Beten vor dem Boarding

Auf Flughäfen gibt es nicht nur überteuerten Kaffee und Duty-Free-Shops, sondern auch Gebetsräume. Nur sind diese oft sehr versteckt. Andreas Duscha reiste fünf Wochen um die Welt und fotografierte die größtenteils sehr irdischen Orte, an denen Reisende zu Gott finden.

Name: Andreas Duscha
Geboren: 15. Juni 1976 in Heidenheim
Ausbildung: Akademie der bildenden Künste, Wien
Website: andreasduscha.com

Ihre Fotos zeigen Gebetsräume in Flughäfen rund um den Globus. Wie müssen wir uns das vorstellen? Als Weltreise von Gebetsraum zu Gebetsraum?

Andreas Duscha: Ja, genau so. Gestartet bin ich in Paris und war dann fünf Wochen lang von Flughafen zu Flughafen unterwegs. Die Gebetsräume befinden sich fast immer innerhalb des Transitbereichs. An manchen Flughäfen habe ich deshalb nur einige Stunden verbracht, die Aufnahmen gemacht und bin dann gleich weitergeflogen.

Allein für die USA listet die Homepage der „Internationalen Vereinigung Geistlicher an zivilen Flughäfen“ über 40 Flughäfen mit Gebetsraum. Nach welchen Kriterien haben Sie eine Auswahl getroffen und Ihre Route bestimmt?
Ich wollte nur interreligiöse Gebetsräume fotografieren, zeigen wie die Umsetzung eines Raumes funktioniert, der für alle Religionen kompatibel sein soll und nur durch seine Funktion definiert wird. Das gibt es weltweit nur an 42 Flughäfen. Ich habe dann 25 Räume für meine Studie ausgesucht und immer aus der gleichen Zentralperspektive fotografiert.

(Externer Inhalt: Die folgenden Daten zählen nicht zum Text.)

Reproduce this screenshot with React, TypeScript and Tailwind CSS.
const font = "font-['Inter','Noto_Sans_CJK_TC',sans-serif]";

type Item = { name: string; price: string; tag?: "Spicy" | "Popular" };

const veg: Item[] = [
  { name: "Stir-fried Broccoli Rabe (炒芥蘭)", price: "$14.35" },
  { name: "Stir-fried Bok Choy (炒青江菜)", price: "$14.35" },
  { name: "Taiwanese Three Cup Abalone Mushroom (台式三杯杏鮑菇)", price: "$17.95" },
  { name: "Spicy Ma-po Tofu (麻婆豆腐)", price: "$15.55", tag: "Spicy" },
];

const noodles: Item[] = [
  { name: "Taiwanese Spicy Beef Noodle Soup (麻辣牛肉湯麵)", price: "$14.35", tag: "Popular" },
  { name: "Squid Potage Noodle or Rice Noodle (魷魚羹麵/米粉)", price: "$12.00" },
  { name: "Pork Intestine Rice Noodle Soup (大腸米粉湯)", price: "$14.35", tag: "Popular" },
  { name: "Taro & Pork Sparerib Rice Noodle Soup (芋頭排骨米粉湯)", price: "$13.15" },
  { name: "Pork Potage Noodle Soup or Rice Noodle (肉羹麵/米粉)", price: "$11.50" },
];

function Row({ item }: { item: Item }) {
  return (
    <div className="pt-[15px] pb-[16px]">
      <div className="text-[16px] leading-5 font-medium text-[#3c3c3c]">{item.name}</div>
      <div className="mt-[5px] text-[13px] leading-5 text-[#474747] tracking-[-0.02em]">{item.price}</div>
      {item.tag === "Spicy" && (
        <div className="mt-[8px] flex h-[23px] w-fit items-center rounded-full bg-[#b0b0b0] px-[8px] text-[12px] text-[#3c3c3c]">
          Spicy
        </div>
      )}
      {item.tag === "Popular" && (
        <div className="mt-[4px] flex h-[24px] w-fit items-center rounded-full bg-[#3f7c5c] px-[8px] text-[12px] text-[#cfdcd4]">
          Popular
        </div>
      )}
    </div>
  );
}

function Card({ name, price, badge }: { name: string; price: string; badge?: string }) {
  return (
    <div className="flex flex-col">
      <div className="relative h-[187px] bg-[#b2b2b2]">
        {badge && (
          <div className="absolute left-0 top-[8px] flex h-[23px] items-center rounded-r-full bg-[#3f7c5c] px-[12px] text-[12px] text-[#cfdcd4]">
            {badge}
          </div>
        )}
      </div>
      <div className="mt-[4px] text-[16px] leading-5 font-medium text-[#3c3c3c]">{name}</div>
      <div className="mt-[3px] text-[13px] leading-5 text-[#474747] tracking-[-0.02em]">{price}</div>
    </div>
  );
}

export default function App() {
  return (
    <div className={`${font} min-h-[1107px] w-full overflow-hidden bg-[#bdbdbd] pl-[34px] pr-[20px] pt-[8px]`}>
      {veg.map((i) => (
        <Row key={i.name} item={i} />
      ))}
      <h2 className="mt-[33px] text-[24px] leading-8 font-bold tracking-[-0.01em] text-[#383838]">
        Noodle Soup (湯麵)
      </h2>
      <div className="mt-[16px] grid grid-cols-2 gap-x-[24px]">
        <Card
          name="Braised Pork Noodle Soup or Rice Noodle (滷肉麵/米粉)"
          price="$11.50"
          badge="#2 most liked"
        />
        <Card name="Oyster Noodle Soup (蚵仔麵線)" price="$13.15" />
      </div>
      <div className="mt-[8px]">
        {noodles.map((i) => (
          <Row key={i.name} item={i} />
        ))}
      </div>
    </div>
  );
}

Die Gestaltung der Räume ist wahrscheinlich sehr unterschiedlich?
Absolut. An manchen Airports gibt es sogar gleich mehrere, verschieden gestaltete Räume. In Singapur ist zum Beispiel gleich neben einem kahlen Raum eine Variante, in der ein Zelt einen abgetrennten Bereich für Frauen bildet. Außerdem habe ich viele Orte gesehen, an denen die religiöse Symbolik ganz pragmatisch durch Deklaration ersetzt wurde. In Heathrow teilt ein laminierter gelber A4-Zettel dem Besucher mit, dass es sich bei dem schlichten, ungeweihten Holztisch um einen christlichen Altar handeln soll. In Atlanta weist ein handgemalter Pfeil an der Wand aus Glasbausteinen gen Mekka.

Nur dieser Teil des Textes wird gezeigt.